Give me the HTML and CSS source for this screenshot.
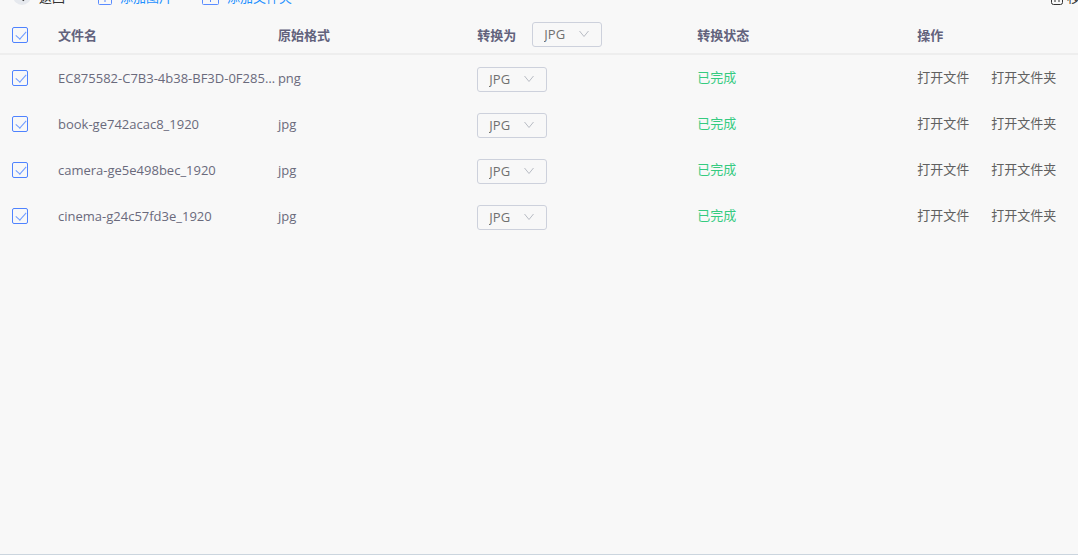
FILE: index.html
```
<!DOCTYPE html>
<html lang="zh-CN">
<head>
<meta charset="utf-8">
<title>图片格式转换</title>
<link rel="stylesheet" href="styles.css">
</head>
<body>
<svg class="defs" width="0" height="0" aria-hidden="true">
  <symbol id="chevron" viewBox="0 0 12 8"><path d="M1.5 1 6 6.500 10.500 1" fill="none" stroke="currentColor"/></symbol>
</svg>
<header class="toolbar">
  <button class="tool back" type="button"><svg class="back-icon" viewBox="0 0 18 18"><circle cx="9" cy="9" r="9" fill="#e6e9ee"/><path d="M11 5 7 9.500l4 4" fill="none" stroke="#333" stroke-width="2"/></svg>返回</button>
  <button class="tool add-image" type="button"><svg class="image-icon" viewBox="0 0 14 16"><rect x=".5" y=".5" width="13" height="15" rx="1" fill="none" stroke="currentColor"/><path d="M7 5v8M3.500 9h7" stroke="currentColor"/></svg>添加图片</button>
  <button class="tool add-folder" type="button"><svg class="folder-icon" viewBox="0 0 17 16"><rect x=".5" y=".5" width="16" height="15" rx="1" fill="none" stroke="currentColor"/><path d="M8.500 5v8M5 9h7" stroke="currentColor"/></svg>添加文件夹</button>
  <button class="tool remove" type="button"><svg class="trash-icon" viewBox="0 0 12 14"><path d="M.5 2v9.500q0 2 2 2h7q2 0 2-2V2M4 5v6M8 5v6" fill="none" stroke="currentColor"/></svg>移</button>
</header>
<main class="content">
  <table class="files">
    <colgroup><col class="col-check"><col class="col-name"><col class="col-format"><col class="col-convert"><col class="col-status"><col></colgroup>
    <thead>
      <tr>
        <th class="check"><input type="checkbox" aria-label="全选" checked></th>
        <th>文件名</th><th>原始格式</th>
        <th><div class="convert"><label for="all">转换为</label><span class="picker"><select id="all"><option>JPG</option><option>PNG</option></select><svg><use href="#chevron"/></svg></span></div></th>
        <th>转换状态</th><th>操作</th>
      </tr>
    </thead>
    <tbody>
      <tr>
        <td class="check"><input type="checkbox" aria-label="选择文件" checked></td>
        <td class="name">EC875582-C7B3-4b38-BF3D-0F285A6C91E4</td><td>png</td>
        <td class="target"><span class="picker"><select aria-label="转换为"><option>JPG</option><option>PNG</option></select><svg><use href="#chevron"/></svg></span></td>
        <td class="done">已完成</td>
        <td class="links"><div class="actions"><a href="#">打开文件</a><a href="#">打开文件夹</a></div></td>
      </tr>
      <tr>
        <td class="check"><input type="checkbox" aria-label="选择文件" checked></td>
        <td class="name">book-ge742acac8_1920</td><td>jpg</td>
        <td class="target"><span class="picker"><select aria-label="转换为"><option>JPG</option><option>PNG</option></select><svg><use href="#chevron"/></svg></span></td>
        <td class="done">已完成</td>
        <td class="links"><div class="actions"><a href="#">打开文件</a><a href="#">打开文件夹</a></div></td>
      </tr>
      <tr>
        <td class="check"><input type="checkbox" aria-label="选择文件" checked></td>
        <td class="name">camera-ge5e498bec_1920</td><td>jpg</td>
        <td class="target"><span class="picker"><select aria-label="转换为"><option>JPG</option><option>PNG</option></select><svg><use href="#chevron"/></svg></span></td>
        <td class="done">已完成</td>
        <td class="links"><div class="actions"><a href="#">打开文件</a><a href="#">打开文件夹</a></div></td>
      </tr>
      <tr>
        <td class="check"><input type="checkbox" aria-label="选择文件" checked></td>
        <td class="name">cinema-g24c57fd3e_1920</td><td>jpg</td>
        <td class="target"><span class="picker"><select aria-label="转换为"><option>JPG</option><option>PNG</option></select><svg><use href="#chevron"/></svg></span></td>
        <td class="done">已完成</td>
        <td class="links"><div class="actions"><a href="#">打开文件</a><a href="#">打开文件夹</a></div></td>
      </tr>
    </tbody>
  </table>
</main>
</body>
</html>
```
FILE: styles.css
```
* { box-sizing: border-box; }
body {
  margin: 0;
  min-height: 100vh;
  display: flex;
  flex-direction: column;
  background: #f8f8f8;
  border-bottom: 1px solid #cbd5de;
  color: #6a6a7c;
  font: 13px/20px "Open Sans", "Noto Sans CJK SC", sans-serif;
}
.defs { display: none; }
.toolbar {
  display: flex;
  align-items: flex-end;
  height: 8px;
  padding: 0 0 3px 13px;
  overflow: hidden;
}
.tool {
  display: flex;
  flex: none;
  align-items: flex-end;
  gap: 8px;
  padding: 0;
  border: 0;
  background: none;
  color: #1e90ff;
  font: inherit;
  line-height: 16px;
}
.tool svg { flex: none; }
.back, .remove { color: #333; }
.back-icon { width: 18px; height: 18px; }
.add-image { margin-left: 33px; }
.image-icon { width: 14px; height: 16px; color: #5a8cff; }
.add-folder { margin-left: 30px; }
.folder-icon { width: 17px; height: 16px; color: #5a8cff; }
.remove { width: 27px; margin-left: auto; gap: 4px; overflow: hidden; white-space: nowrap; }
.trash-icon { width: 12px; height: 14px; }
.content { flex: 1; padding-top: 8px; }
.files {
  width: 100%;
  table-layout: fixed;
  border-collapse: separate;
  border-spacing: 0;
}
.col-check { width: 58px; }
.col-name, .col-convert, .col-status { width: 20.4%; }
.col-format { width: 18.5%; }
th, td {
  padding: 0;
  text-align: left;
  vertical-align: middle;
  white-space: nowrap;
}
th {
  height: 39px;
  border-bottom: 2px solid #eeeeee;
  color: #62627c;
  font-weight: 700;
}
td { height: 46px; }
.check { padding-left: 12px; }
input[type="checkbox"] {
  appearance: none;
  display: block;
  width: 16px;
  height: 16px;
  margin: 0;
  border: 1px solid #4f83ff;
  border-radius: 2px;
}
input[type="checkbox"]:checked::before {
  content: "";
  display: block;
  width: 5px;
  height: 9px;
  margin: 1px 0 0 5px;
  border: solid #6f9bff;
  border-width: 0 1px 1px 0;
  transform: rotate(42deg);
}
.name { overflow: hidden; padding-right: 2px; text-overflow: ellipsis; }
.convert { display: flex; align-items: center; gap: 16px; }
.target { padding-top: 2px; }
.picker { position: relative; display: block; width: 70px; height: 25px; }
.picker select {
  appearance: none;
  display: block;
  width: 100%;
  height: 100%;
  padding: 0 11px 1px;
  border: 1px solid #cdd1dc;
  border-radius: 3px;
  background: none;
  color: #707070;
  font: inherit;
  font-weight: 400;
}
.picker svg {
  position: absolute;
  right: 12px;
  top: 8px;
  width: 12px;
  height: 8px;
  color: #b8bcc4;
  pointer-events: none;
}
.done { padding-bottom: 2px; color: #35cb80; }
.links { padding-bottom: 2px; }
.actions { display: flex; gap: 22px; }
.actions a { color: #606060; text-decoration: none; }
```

* * *

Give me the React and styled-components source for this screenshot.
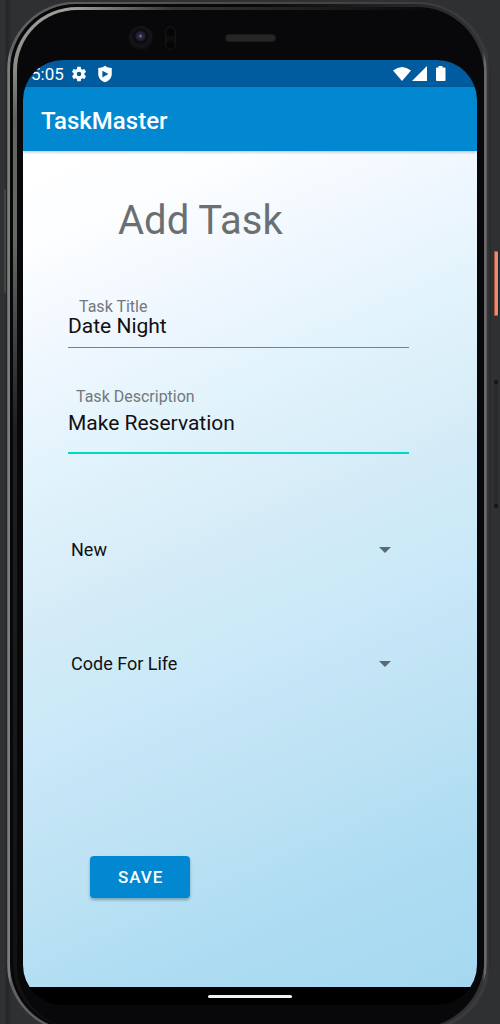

**Stated task:**
State how many lines of the listing include the word "this". Reply with the number alone.

**Final result:**
2